Re: errors with high connections rate

From: "Pawel S(dot) Veselov" <pawel(dot)veselov(at)gmail(dot)com>
To: pgsql-general(at)postgresql(dot)org
Subject: Re: errors with high connections rate
Date: 2012-07-03 08:26:41
Message-ID: 4FF2ACC1.9060804@gmail.com
Views: Raw Message | Whole Thread | Download mbox | Resend email
Thread:
Lists: pgsql-general

On 07/03/2012 12:34 AM, Craig Ringer wrote:
> On 07/03/2012 03:19 PM, Pawel Veselov wrote:
>> Hi.
>>
>> -- problem 1 --
>>
>> I have an application, using libpq, connecting to postgres 9.1.3
>> (Amazon AMI distro).
>> The application writes data at a high rate (at this point it's 500
>> transaction per second), using multiple threads (at this point it's 800).
>>
>> These are "worker" threads, that receive "messages" that are then
>> written out to the DB. There is no connection pool, instead, each
>> worker thread maintains it's own connection that it uses to write
>> data to the database. The connections are kept pthread's "specific"
>> data blocks.
>
[skipped, replied to separately]
>
>>
>> Can't connect to DB: could not send data to server: Transport
>> endpoint is not connected
>> could not send startup packet: Transport endpoint is not connected
>
> postmaster forking and failing because of operating system resource
> limits like max proc count, anti-forkbomb measures, max file handles, etc?
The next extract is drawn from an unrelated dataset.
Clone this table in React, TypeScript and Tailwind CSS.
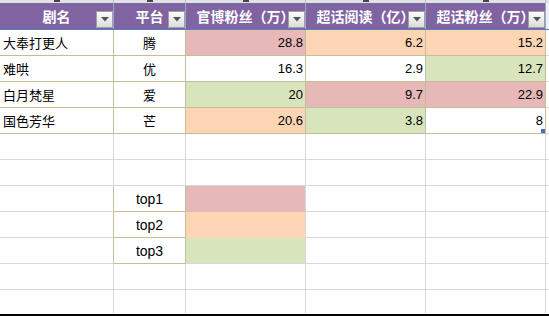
import React from "react";

const TAN = "#c4bd97";
const GRID = "#d9d9d9";
const PINK = "#e6b8b7";
const PEACH = "#fcd5b4";
const GREEN = "#d8e4bc";

const cols = "grid grid-cols-[114px_72px_120px_120px_120px_1fr]";
const cjk = { fontFamily: '"Noto Sans CJK SC", "Noto Sans", sans-serif' };
const num = { fontFamily: '"Liberation Sans", Arial, sans-serif' };

function FilterButton() {
  return (
    <div className="absolute right-0 bottom-[1px] w-[17px] h-[17px] border border-[#a0a0a0] bg-gradient-to-b from-[#fbfbfb] to-[#dcdcdc] flex items-center justify-center">
      <svg width="8" height="5" viewBox="0 0 8 5">
        <polygon points="0,0 8,0 4,4.5" fill="#555" />
      </svg>
    </div>
  );
}

function HeaderCell({ label, last }: { label: string; last?: boolean }) {
  const chars = Array.from(label);
  return (
    <div
      className={`relative h-[26px] bg-[#8064a2] flex items-center justify-center text-white font-bold text-[14px] leading-none ${
        last ? "" : "border-r border-[#98a6cf]"
      }`}
      style={cjk}
    >
      <span className="flex whitespace-nowrap">
        {chars.map((ch, i) => (
          <span
            key={i}
            className={`inline-block w-[14px] ${
              ch === "（" ? "text-right" : ch === "）" ? "text-left" : "text-center"
            }`}
          >
            {ch}
          </span>
        ))}
      </span>
      <FilterButton />
    </div>
  );
}

type CellProps = {
  children?: React.ReactNode;
  bg?: string;
  align?: "left" | "center" | "right";
  rb?: string;
  bb?: string;
  font?: "cjk" | "num";
  size?: string;
  extra?: React.ReactNode;
};

function Cell({ children, bg = "#ffffff", align = "left", rb = GRID, bb = GRID, font = "num", size = "13px", extra }: CellProps) {
  const justify = align === "left" ? "justify-start pl-[3px]" : align === "center" ? "justify-center" : "justify-end pr-[2px]";
  return (
    <div
      className={`relative h-full flex items-center ${justify} leading-none text-black`}
      style={{
        backgroundColor: bg,
        borderRight: rb === "none" ? undefined : `1px solid ${rb}`,
        borderBottom: `1px solid ${bb}`,
        fontSize: size,
        ...(font === "cjk" ? cjk : num),
      }}
    >
      {children}
      {extra}
    </div>
  );
}

const data = [
  { name: "大奉打更人", p: "腾", c: ["28.8", PINK], d: ["6.2", PEACH], e: ["15.2", PEACH] },
  { name: "难哄", p: "优", c: ["16.3", "#ffffff"], d: ["2.9", "#ffffff"], e: ["12.7", GREEN] },
  { name: "白月梵星", p: "爱", c: ["20", GREEN], d: ["9.7", PINK], e: ["22.9", PINK] },
  { name: "国色芳华", p: "芒", c: ["20.6", PEACH], d: ["3.8", GREEN], e: ["8", "#ffffff"] },
];

const tops = [
  ["top1", PINK],
  ["top2", PEACH],
  ["top3", GREEN],
];

export default function App() {
  return (
    <div className="w-[549px] h-[316px] overflow-hidden bg-white select-none">
      {/* column header remnant */}
      <div className={`${cols} h-[3px] bg-[#dfe2e6]`}>
        {[0, 1, 2, 3, 4].map((i) => (
          <div key={i} className="h-full border-r border-[#b9bdc3] flex justify-center">
            <div className="w-[6px] h-[2px] bg-[#444]" />
          </div>
        ))}
        <div className="h-full" />
      </div>

      {/* table header */}
      <div className={`${cols} h-[27px] border-b border-[#4f81bd]`}>
        <HeaderCell label="剧名" />
        <HeaderCell label="平台" />
        <HeaderCell label="官博粉丝（万）" />
        <HeaderCell label="超话阅读（亿）" />
        <HeaderCell label="超话粉丝（万）" />
        <div className="h-[26px] bg-[#eef0f4]" />
      </div>

      {/* data rows */}
      {data.map((r, i) => (
        <div key={i} className={`${cols} h-[26px]`}>
          <Cell font="cjk" rb={TAN} bb={TAN}>{r.name}</Cell>
          <Cell font="cjk" align="center" rb={TAN} bb={TAN}>{r.p}</Cell>
          <Cell align="right" bg={r.c[1]} rb={TAN} bb={TAN}>{r.c[0]}</Cell>
          <Cell align="right" bg={r.d[1]} rb={TAN} bb={TAN}>{r.d[0]}</Cell>
          <Cell
            align="right"
            bg={r.e[1]}
            rb={TAN}
            bb={TAN}
            extra={i === 3 ? <div className="absolute right-0 bottom-0 w-[4px] h-[4px] bg-[#4a6cc4]" /> : null}
          >
            {r.e[0]}
          </Cell>
          <Cell rb="none" bb={GRID} />
        </div>
      ))}

      {/* empty rows + legend */}
      <div className="border-l border-[#aeb2b8]">
        {[0, 1].map((i) => (
          <div key={`e${i}`} className={`${cols} h-[26px] -ml-px`}>
            <Cell /><Cell /><Cell /><Cell /><Cell /><Cell rb="none" />
          </div>
        ))}
        {tops.map(([label, color], i) => (
          <div key={label} className={`${cols} h-[26px] -ml-px`}>
            <Cell rb={TAN} bb={GRID} />
            <Cell align="center" size="14px" rb={TAN} bb={TAN}>{label}</Cell>
            <Cell bg={color} bb={i === 2 ? GRID : color} />
            <Cell /><Cell /><Cell rb="none" />
          </div>
        ))}
        <div className={`${cols} h-[26px] -ml-px`}>
          <Cell /><Cell /><Cell /><Cell /><Cell /><Cell rb="none" />
        </div>
        <div className={`${cols} h-[24px] -ml-px`}>
          <Cell bb="transparent" /><Cell bb="transparent" /><Cell bb="transparent" /><Cell bb="transparent" /><Cell bb="transparent" /><Cell rb="none" bb="transparent" />
        </div>
      </div>
      <div className="h-[2px] bg-black" />
    </div>
  );
}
If accept() succeeded, and fork() failed, the socket would be closed by
the process (parent will close, child socket wouldn't even be forked),
wouldn't that result into ECONNRESET, and not ENOTCONN?

>
>> -- problem 2 --
>>
>> As I'm trying to debug this (with strace), I could never reproduce
>> it, at least to see what's going on, but sometimes I get another
>> error : "too many users connected". Even restarting postmaster
>> doesn't help. The postmaster is running with -N810, and the role has
>> connection limit of 1000. Yet, the "too many" error starts creeping
>> up only after 275 connections are opened (counted by successful
>> connect() from strace).
>>
>> Any idea where should I dig?
> See how many connections the *server* thinks exist by examining
> pg_stat_activity .
>
> Check dmesg and the PostgreSQL server logs to see if you're hitting
> operating system limits. Look for fork() failures, unexplained
> segfaults, etc.

That's the thing, no segfaults (dmesg), nothing in the server logs.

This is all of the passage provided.